Quem não trabalha, atrapalha
Diário da Manhã
Publicado em 19 de dezembro de 2015 às 23:40 | Atualizado há 9 anosEu estava apressado pelas ruas, cuidando dos meus múltiplos quefazeres, nos tempos que longe vão, quando um precipitado senhor, abordando-me, lançou-me aterradora acusação: — Sedutor! Fitei-o estupefato, sem nada poder entender; e o homem, reportando-se a uma construção beneficente que executávamos na época, graças a ajuda de Deus, dos bons espíritos e da generosidade do povo anapolino, tornou-se mais explícito: — Eu sei que você conquista mocinhas por aí e, depois de as envolver com a sua lábia ardilosa, consegue enganá-las, obrigando-as a executar trabalhos pesados naquela “maldita construção” … Eu sei disso! Percebendo a estas alturas, que estava um tanto alterado, forjou um tom paternal, abaixou um pouco a voz, e expôs com atitudes de bom conselheiro: — Em obras de caridade, não se usa desses expedientes… Tirou o chapéu, alinhou os cabelos muito brancos que denotavam uma responsabilidade que nunca teve e, sentado no cano de sua bicicleta, ajuntou: — Sou espírita há trinta anos e sei que essas organizações não se erguem à sua maneira… Se quer um conselho de um irmão bem mais velho e experiente, esqueça esse Lar de Crianças, pois tudo em vocês, jovens, é fogo de palha… E deixe de seduzir as moças e enganar os rapazes!
Examinei, em silêncio, o veterano, e pude compreender a razão de toda a sua revolta: o meu modesto trabalho na Doutrina Consoladora apenas incomodava agora a sua consciência, naturalmente fustigada pelos seus trinta anos de Espiritismo ocioso. Forcei um sorriso como quem desejava parecer “superior”, e esforcei-me o máximo para não responder-lhe um só til, bati suavemente no seu ombro e, assim despedindo-me, estuguei o passo e fui cuidar do meu dever.

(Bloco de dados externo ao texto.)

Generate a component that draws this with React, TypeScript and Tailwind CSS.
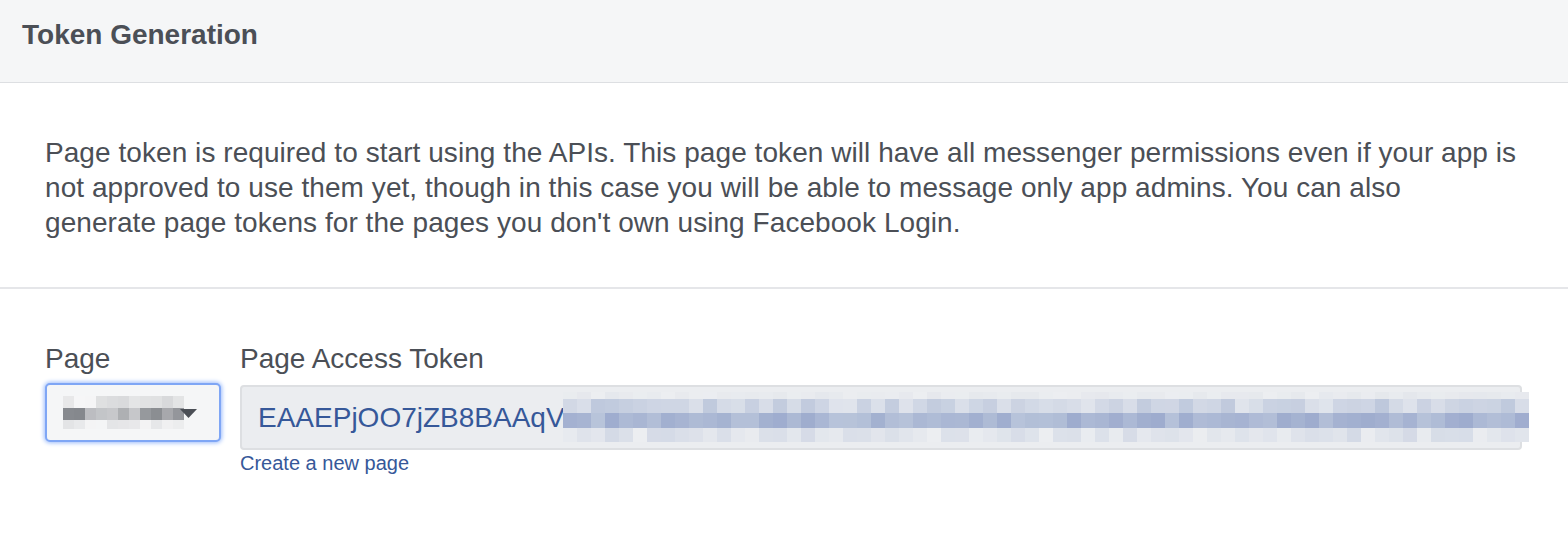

No domingo próximo, estávamos todos — moços, moças e gente de todas as idades — trabalhando na construção da casa beneficente, irmanados num mutirão promissor, quando o mesmo cidadão chegou de bicicleta. Vendo ali tanto júbilo num esforço coletivo, passeou os olhos pelas paredes, pelos andaimes, pelos montes de tijolos e, vermelho, quase espumando de raiva, não conseguindo mesmo disfarçar a sua indignação, juntou-se a mim e, de novo, me acusou, apontando as moças com o indicador: — Veja só quantas moças ludibriadas pela sua conversa macia e perigosa… Pobrezinhas… A cada uma, em particular, você prometeu, quem sabe, “véu e grinalda”, e sabe Deus em que circunstâncias… Você constitui uma ameaça à sociedade!
Foi então que, sem nada dizer-lhe, apontei para o alto de um andaime, mostrando-lhe uma jovem que lá estava muito feliz, em companhia de outras, entregando tijolos para os pedreiros. Ao vê-la, o homem esbugalhou os olhos e exclamou surpreso, atônito: — Minha filha? — Pergunte-lhe, disse-lhe eu, retirando-me, se ela foi… seduzida.
O confrade, agora mais indignado ainda, montou na sua bicicleta, visivelmente transtornado e, pedalando nervosamente, sem olhar para frente, trombou com um moço que conduzia um carrinho cheio de massa; o jovem amparou-o, impedindo que caísse e, fitando-o, disse-lhe, sorrindo: — Olá, papai! O veterano abriu os olhos desmesuradamente e exclamou: — Você também? Ao que o moço lhe respondeu: — Viemos com a mamãe.
Foi o que me contou um amigo.
Três dias de Espiritismo laborioso valem mais do que trinta anos de espiritismo ocioso.
Toda vez que uma pessoa é incomodada no seu “não fazer nada”, acha de levantar-se da sua negligência a fim de perturbar os que trabalham, e o faz sem a menor consideração, sem o menor respeito e, o que é pior, com muita precipitação, incorrendo, por isso mesmo, em lastimáveis enganos.
Emmanuel disse que “não existe fardo mais pesado que o fardo da preguiça”.
Quem nada faz, nada perde, porque, afinal de contas, nada tem mais a perder.